How does this work relate to your fellowship training? 

My fellowship training focused on economic development, public policy, and project management, which has a clear relationship with my work at PRB. During my fellowship year, I learned a lot about international best practices in sustainable development regarding poverty, inequality, and community sustainability. After acquiring the theoretical and practical perspectives on these concepts of economic development, the Policy Communication Toolkit enhanced my capacity to make easy-to-understand policy recommendations to my government and help close the gaps that have existed between the facts and the policies. Research has great value for policy, but my research on the educational dynamics in Sierra Leone needs to be effectively communicated to specific policy audiences in the country to have an impact.
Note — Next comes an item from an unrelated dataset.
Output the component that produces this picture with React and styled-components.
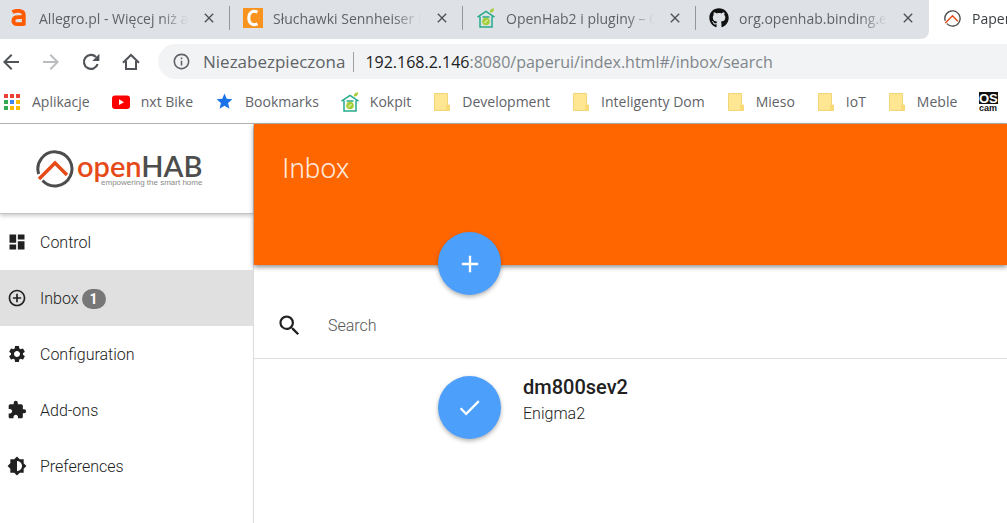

Through the Toolkit, I have acquired the skills to bridge this gap so that policymaking and decisionmaking in Sierra Leone, especially concerning education, will rely on the evidence.

What did you learn that you can apply to your future work?

In addition to the knowledge and skills I have acquired from the training at PRB, I have also gained ideas about best practices in an organizational setting. I am particularly inspired by the level of confidence and trust among staff, their independence, diligence, and professionalism, and their open-door policy. I admire these values and wish to apply them in my future work.